====== Collected material
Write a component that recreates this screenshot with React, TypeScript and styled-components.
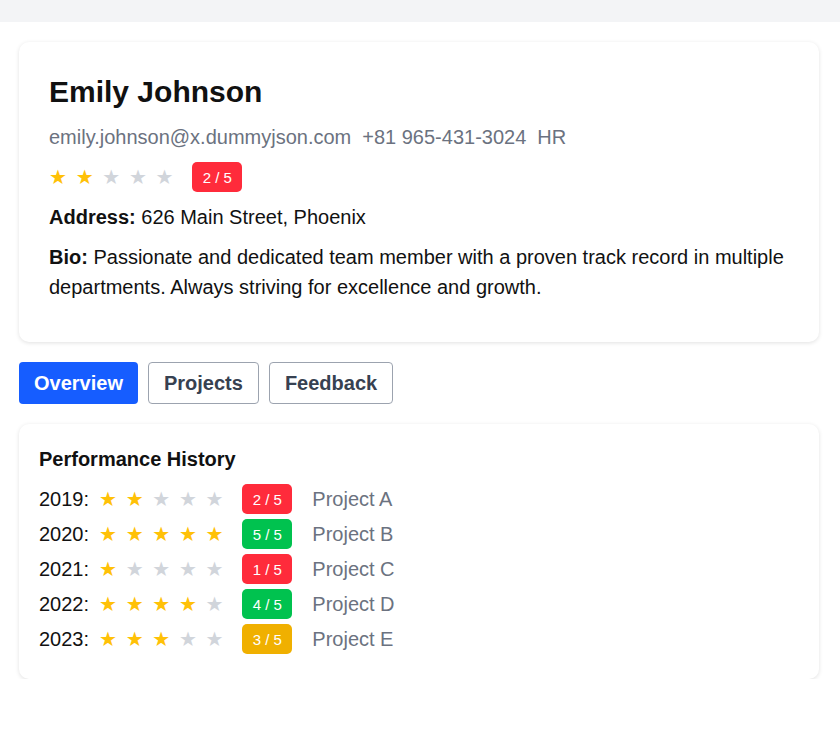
import React from "react";
import styled, { createGlobalStyle } from "styled-components";

const GlobalStyle = createGlobalStyle`
  html, body { margin: 0; padding: 0; background: #ffffff; }
  body { font-family: "Liberation Sans", Arial, sans-serif; color: #111111; }
  * { box-sizing: border-box; }
`;

const TopBar = styled.div`
  height: 22px;
  background: #f3f4f6;
`;

const Page = styled.main`
  width: 800px;
  margin: 20px 0 0 19px;
  display: flex;
  flex-direction: column;
  gap: 20px;
`;

const Card = styled.section<{ $pad: string }>`
  background: #ffffff;
  border-radius: 10px;
  box-shadow: 0 1px 4px rgba(0, 0, 0, 0.12);
  padding: ${(p) => p.$pad};
  display: flex;
  flex-direction: column;
`;

const Name = styled.h1`
  margin: 0;
  font-size: 30px;
  line-height: 36px;
  font-weight: 700;
  color: #111111;
`;

const ContactRow = styled.div`
  margin-top: 15px;
  display: flex;
  gap: 11px;
  font-size: 20px;
  line-height: 24px;
  color: #6b7280;
`;

const RatingRow = styled.div<{ $mt: number }>`
  margin-top: ${(p) => p.$mt}px;
  display: flex;
  align-items: center;
  height: 30px;
`;

const Stars = styled.div`
  display: flex;
  gap: 9.9px;
  margin-right: 20px;
`;

const Star = styled.span<{ $on: boolean }>`
  display: inline-block;
  width: 16.76px;
  font-family: "DejaVu Sans", sans-serif;
  font-size: 20px;
  line-height: 30px;
  text-align: center;
  color: ${(p) => (p.$on ? "#ffc107" : "#d1d5db")};
`;

const Badge = styled.span<{ $bg: string }>`
  display: inline-flex;
  align-items: center;
  justify-content: center;
  width: 50px;
  height: 30px;
  border-radius: 5px;
  background: ${(p) => p.$bg};
  color: #ffffff;
  font-size: 15px;
`;

const InfoLine = styled.p<{ $mt: number }>`
  margin: ${(p) => p.$mt}px 0 0;
  font-size: 20px;
  line-height: 30px;
  color: #111111;
  b { font-weight: 700; }
`;

const Tabs = styled.nav`
  display: flex;
  gap: 10px;
`;

const Tab = styled.button<{ $active?: boolean }>`
  height: 42px;
  padding: 0 15px;
  border-radius: 4px;
  border: ${(p) => (p.$active ? "none" : "1px solid #9ca3af")};
  background: ${(p) => (p.$active ? "#165dff" : "#ffffff")};
  color: ${(p) => (p.$active ? "#ffffff" : "#374151")};
  font-family: "Liberation Sans", Arial, sans-serif;
  font-size: 20px;
  font-weight: 700;
  cursor: pointer;
`;

const SectionTitle = styled.h3`
  margin: 0 0 13.5px;
  font-size: 20px;
  line-height: 24px;
  font-weight: 700;
  color: #111111;
`;

const HistoryList = styled.div`
  display: flex;
  flex-direction: column;
  gap: 5px;
`;

const HistoryRow = styled.div`
  display: flex;
  align-items: center;
  height: 30px;
  font-size: 20px;
`;

const Year = styled.span`
  width: 60px;
  color: #111111;
`;

const ProjectName = styled.span`
  margin-left: 20px;
  color: #6b7280;
`;

const colorFor = (r: number) => (r <= 2 ? "#ff2b3b" : r === 3 ? "#f0b000" : "#00c24f");

const StarRow = ({ value }: { value: number }) => (
  <Stars>
    {[1, 2, 3, 4, 5].map((i) => (
      <Star key={i} $on={i <= value}>★</Star>
    ))}
  </Stars>
);

const history = [
  { year: 2019, rating: 2, project: "Project A" },
  { year: 2020, rating: 5, project: "Project B" },
  { year: 2021, rating: 1, project: "Project C" },
  { year: 2022, rating: 4, project: "Project D" },
  { year: 2023, rating: 3, project: "Project E" },
];

export default function App() {
  return (
    <>
      <GlobalStyle />
      <TopBar />
      <Page>
        <Card $pad="32px 30px 40px">
          <Name>Emily Johnson</Name>
          <ContactRow>
            <span>emily.johnson@x.dummyjson.com</span>
            <span>+81 965-431-3024</span>
            <span>HR</span>
          </ContactRow>
          <RatingRow $mt={13}>
            <StarRow value={2} />
            <Badge $bg={colorFor(2)}>2 / 5</Badge>
          </RatingRow>
          <InfoLine $mt={10}>
            <b>Address:</b> 626 Main Street, Phoenix
          </InfoLine>
          <InfoLine $mt={10}>
            <b>Bio:</b> Passionate and dedicated team member with a proven track record in multiple
            departments. Always striving for excellence and growth.
          </InfoLine>
        </Card>
        <Tabs>
          <Tab $active>Overview</Tab>
          <Tab>Projects</Tab>
          <Tab>Feedback</Tab>
        </Tabs>
        <Card $pad="22.5px 20px 25px">
          <SectionTitle>Performance History</SectionTitle>
          <HistoryList>
            {history.map((h) => (
              <HistoryRow key={h.year}>
                <Year>{h.year}:</Year>
                <StarRow value={h.rating} />
                <Badge $bg={colorFor(h.rating)}>{h.rating} / 5</Badge>
                <ProjectName>{h.project}</ProjectName>
              </HistoryRow>
            ))}
          </HistoryList>
        </Card>
      </Page>
    </>
  );
}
============
Prompt: Pictures are excluded; copy all other data exactly as shown.

Complete answer:
Write a component that recreates this screenshot with React, TypeScript and styled-components.
import React from "react";
import styled, { createGlobalStyle } from "styled-components";

const GlobalStyle = createGlobalStyle`
  html, body { margin: 0; padding: 0; background: #ffffff; }
  body { font-family: "Liberation Sans", Arial, sans-serif; color: #111111; }
  * { box-sizing: border-box; }
`;

const TopBar = styled.div`
  height: 22px;
  background: #f3f4f6;
`;

const Page = styled.main`
  width: 800px;
  margin: 20px 0 0 19px;
  display: flex;
  flex-direction: column;
  gap: 20px;
`;

const Card = styled.section<{ $pad: string }>`
  background: #ffffff;
  border-radius: 10px;
  box-shadow: 0 1px 4px rgba(0, 0, 0, 0.12);
  padding: ${(p) => p.$pad};
  display: flex;
  flex-direction: column;
`;

const Name = styled.h1`
  margin: 0;
  font-size: 30px;
  line-height: 36px;
  font-weight: 700;
  color: #111111;
`;

const ContactRow = styled.div`
  margin-top: 15px;
  display: flex;
  gap: 11px;
  font-size: 20px;
  line-height: 24px;
  color: #6b7280;
`;

const RatingRow = styled.div<{ $mt: number }>`
  margin-top: ${(p) => p.$mt}px;
  display: flex;
  align-items: center;
  height: 30px;
`;

const Stars = styled.div`
  display: flex;
  gap: 9.9px;
  margin-right: 20px;
`;

const Star = styled.span<{ $on: boolean }>`
  display: inline-block;
  width: 16.76px;
  font-family: "DejaVu Sans", sans-serif;
  font-size: 20px;
  line-height: 30px;
  text-align: center;
  color: ${(p) => (p.$on ? "#ffc107" : "#d1d5db")};
`;

const Badge = styled.span<{ $bg: string }>`
  display: inline-flex;
  align-items: center;
  justify-content: center;
  width: 50px;
  height: 30px;
  border-radius: 5px;
  background: ${(p) => p.$bg};
  color: #ffffff;
  font-size: 15px;
`;

const InfoLine = styled.p<{ $mt: number }>`
  margin: ${(p) => p.$mt}px 0 0;
  font-size: 20px;
  line-height: 30px;
  color: #111111;
  b { font-weight: 700; }
`;

const Tabs = styled.nav`
  display: flex;
  gap: 10px;
`;

const Tab = styled.button<{ $active?: boolean }>`
  height: 42px;
  padding: 0 15px;
  border-radius: 4px;
  border: ${(p) => (p.$active ? "none" : "1px solid #9ca3af")};
  background: ${(p) => (p.$active ? "#165dff" : "#ffffff")};
  color: ${(p) => (p.$active ? "#ffffff" : "#374151")};
  font-family: "Liberation Sans", Arial, sans-serif;
  font-size: 20px;
  font-weight: 700;
  cursor: pointer;
`;

const SectionTitle = styled.h3`
  margin: 0 0 13.5px;
  font-size: 20px;
  line-height: 24px;
  font-weight: 700;
  color: #111111;
`;

const HistoryList = styled.div`
  display: flex;
  flex-direction: column;
  gap: 5px;
`;

const HistoryRow = styled.div`
  display: flex;
  align-items: center;
  height: 30px;
  font-size: 20px;
`;

const Year = styled.span`
  width: 60px;
  color: #111111;
`;

const ProjectName = styled.span`
  margin-left: 20px;
  color: #6b7280;
`;

const colorFor = (r: number) => (r <= 2 ? "#ff2b3b" : r === 3 ? "#f0b000" : "#00c24f");

const StarRow = ({ value }: { value: number }) => (
  <Stars>
    {[1, 2, 3, 4, 5].map((i) => (
      <Star key={i} $on={i <= value}>★</Star>
    ))}
  </Stars>
);

const history = [
  { year: 2019, rating: 2, project: "Project A" },
  { year: 2020, rating: 5, project: "Project B" },
  { year: 2021, rating: 1, project: "Project C" },
  { year: 2022, rating: 4, project: "Project D" },
  { year: 2023, rating: 3, project: "Project E" },
];

export default function App() {
  return (
    <>
      <GlobalStyle />
      <TopBar />
      <Page>
        <Card $pad="32px 30px 40px">
          <Name>Emily Johnson</Name>
          <ContactRow>
            <span>emily.johnson@x.dummyjson.com</span>
            <span>+81 965-431-3024</span>
            <span>HR</span>
          </ContactRow>
          <RatingRow $mt={13}>
            <StarRow value={2} />
            <Badge $bg={colorFor(2)}>2 / 5</Badge>
          </RatingRow>
          <InfoLine $mt={10}>
            <b>Address:</b> 626 Main Street, Phoenix
          </InfoLine>
          <InfoLine $mt={10}>
            <b>Bio:</b> Passionate and dedicated team member with a proven track record in multiple
            departments. Always striving for excellence and growth.
          </InfoLine>
        </Card>
        <Tabs>
          <Tab $active>Overview</Tab>
          <Tab>Projects</Tab>
          <Tab>Feedback</Tab>
        </Tabs>
        <Card $pad="22.5px 20px 25px">
          <SectionTitle>Performance History</SectionTitle>
          <HistoryList>
            {history.map((h) => (
              <HistoryRow key={h.year}>
                <Year>{h.year}:</Year>
                <StarRow value={h.rating} />
                <Badge $bg={colorFor(h.rating)}>{h.rating} / 5</Badge>
                <ProjectName>{h.project}</ProjectName>
              </HistoryRow>
            ))}
          </HistoryList>
        </Card>
      </Page>
    </>
  );
}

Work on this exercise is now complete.